The proposed subsidies for Amazon in the PRIME Act will cost our state and county $6.5 billion in lost revenue by 2054, according to the legislation’s Fiscal and Policy Note. The Sage memo suggests that state and local tax benefits will exceed this loss after 10 to 15 years. But the Sage analysis calculates only benefits from increased economic activity and fails to account for the increased stress on our infrastructure and environment, on everything from roads to schools.

We want our leaders to devote their time and effort to creating better policy that invests our tax dollars in initiatives that benefit Maryland residents and businesses. We do not want our leaders to rubberstamp the PRIME Act and enter a race to the bottom with other state and local governments that only serves to increase the wealth and power of Amazon.com. We want to build and retain wealth in our local community.

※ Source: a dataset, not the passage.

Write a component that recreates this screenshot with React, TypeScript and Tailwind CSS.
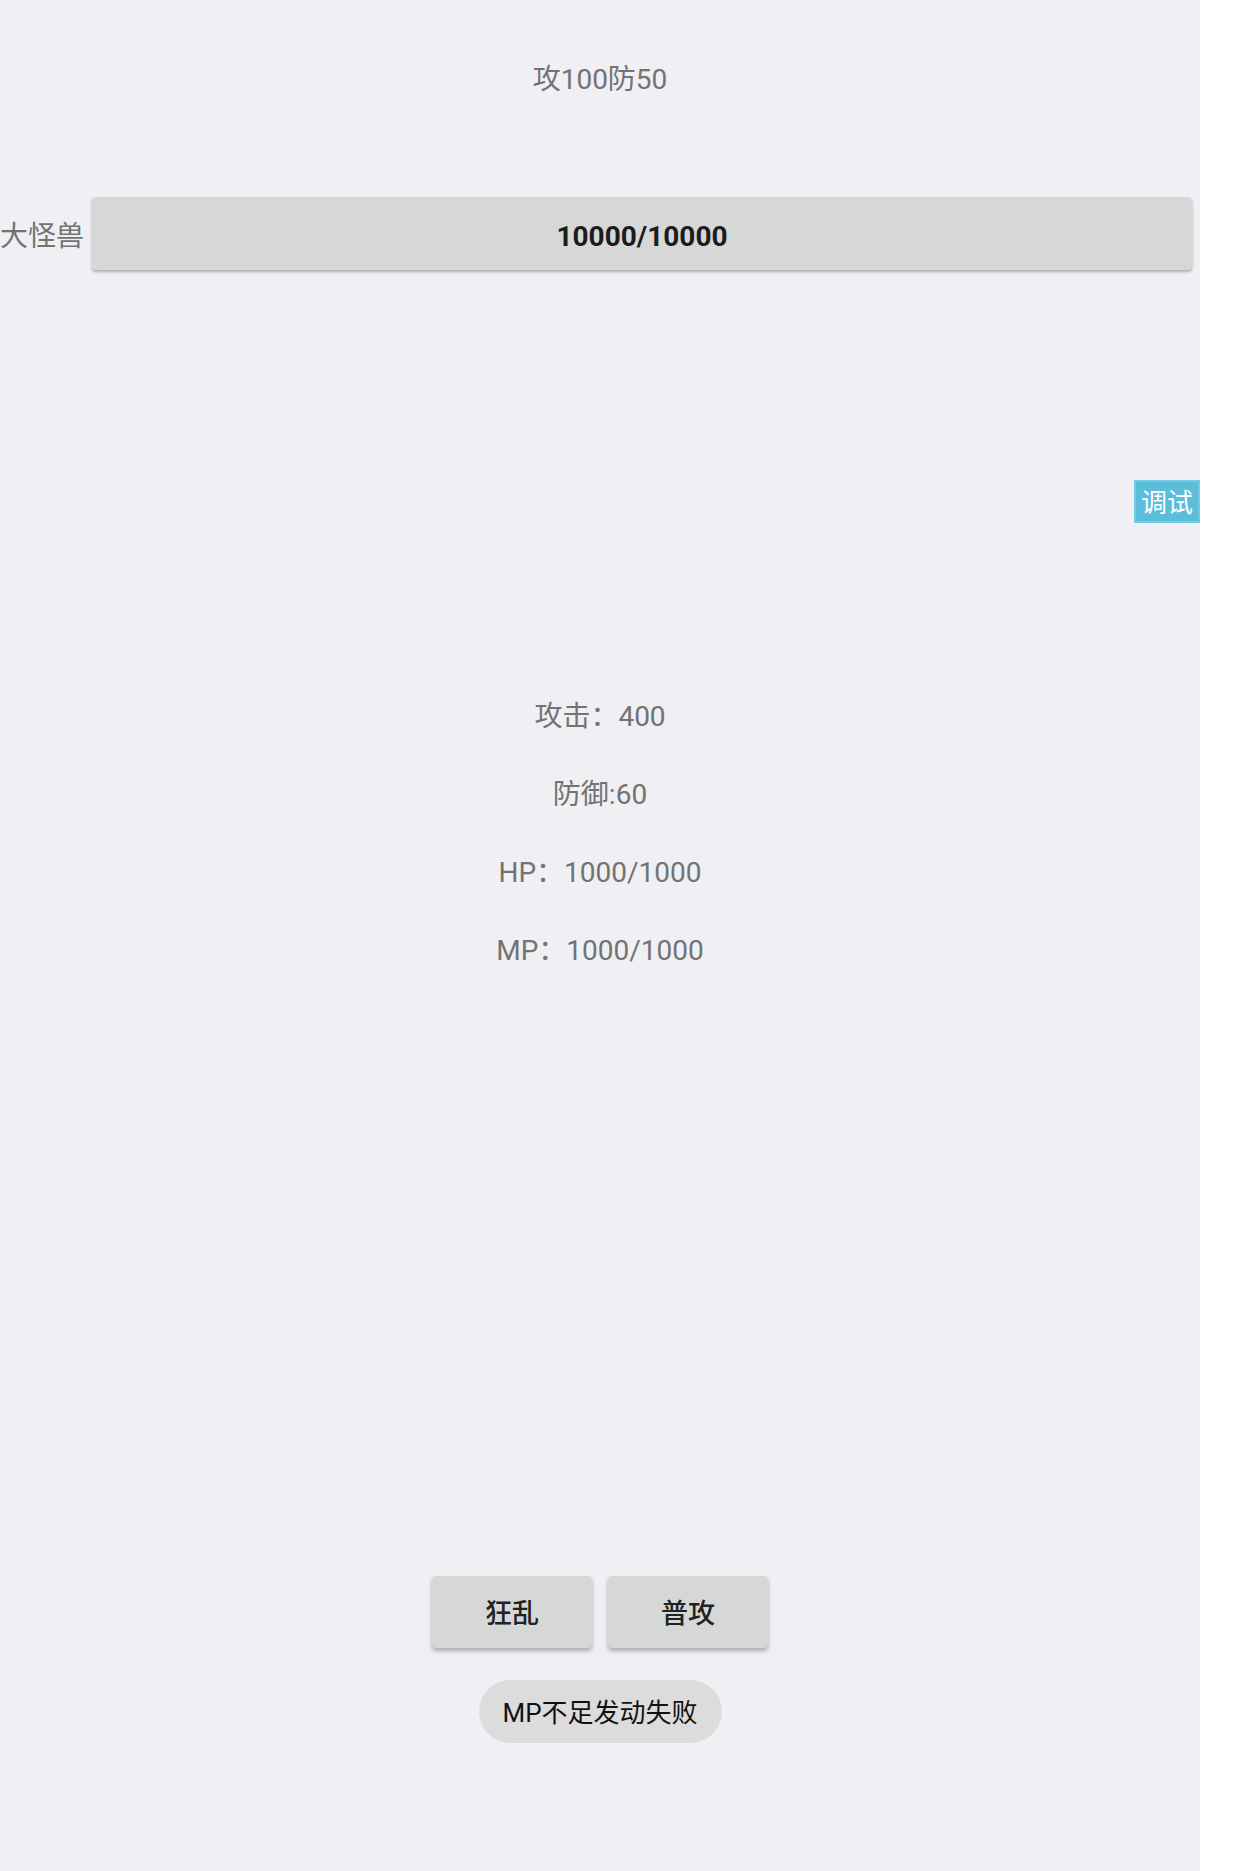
const font = 'font-[Roboto,"Noto_Sans_CJK_SC",sans-serif]';

const stats = ['攻击：400', '防御:60', 'HP：1000/1000', 'MP：1000/1000'];

const App = () => {
  return (
    <div className={`flex min-h-[1871px] w-[1243px] bg-white ${font}`}>
      {/* Main game panel */}
      <div className="flex w-[1200px] flex-col bg-[#efeff4]">
        {/* Boss stats */}
        <div className="flex h-[158px] items-center justify-center pt-[2px] text-[28px] text-[#737373]">
          攻100防50
        </div>

        {/* Boss HP bar */}
        <div className="mt-[39px] flex h-[73px] items-center pr-[8px]">
          <span className="w-[92px] whitespace-nowrap pt-[6px] text-[28px] text-[#737373]">大怪兽</span>
          <div className="flex h-full flex-1 items-center justify-center rounded-[4px] bg-[#d6d7d7] pt-[6px] shadow-[0_2px_3px_rgba(0,0,0,0.28)]">
            <span className="text-[28px] font-bold text-[#1c1c1c]">10000/10000</span>
          </div>
        </div>

        {/* Debug button */}
        <div className="mt-[210px] flex justify-end">
          <button className="flex h-[43px] w-[66px] items-center justify-center border-2 border-[#6fcbe6] bg-[#5bbdd9] pt-[3px] text-[26px] leading-none text-white">
            调试
          </button>
        </div>

        {/* Player stats */}
        <div className="mt-[155px] flex flex-col">
          {stats.map((s) => (
            <div key={s} className="flex h-[78px] items-center justify-center text-[28px] text-[#737373]">
              {s}
            </div>
          ))}
        </div>

        {/* Actions */}
        <div className="mt-[586px] flex justify-center gap-[16px]">
          <button className="h-[72px] w-[160px] rounded-[4px] bg-[#d6d7d7] pt-[4px] text-[27px] font-medium text-[#222] shadow-[0_3px_4px_rgba(0,0,0,0.28)]">
            狂乱
          </button>
          <button className="h-[72px] w-[160px] rounded-[4px] bg-[#d6d7d7] pt-[4px] text-[27px] font-medium text-[#222] shadow-[0_3px_4px_rgba(0,0,0,0.28)]">
            普攻
          </button>
        </div>

        {/* Toast */}
        <div className="mt-[32px] flex justify-center">
          <div className="flex h-[63px] w-[243px] items-center justify-center rounded-full bg-[#dcdcdc] pt-[4px] text-[26px] text-[#111]">
            MP不足发动失败
          </div>
        </div>
      </div>
    </div>
  );
};

export default App;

Other communities competing for Amazon’s HQ2 are already moving in the direction we seek. They are banking on their strengths and not dangling any tax incentives.

In New York City, Mayor Bill de Blasio is working to win Amazon’s nod “based on the talent of our workers and the incredible diversity of industries in this town.” Strengths like these, he notes, “you can’t buy with tax breaks.”

In Ontario, Premier Kathleen Wynne is pledging that Toronto will triumph because “no competing U.S. city” can measure up to the support her province gives workers and businesses, “be it through universal public health care, a strong system of publicly funded education, expanding access to quality and affordable child care, or the magnitude of our commitment to public infrastructure.”

Our leaders should have the same confidence in our region.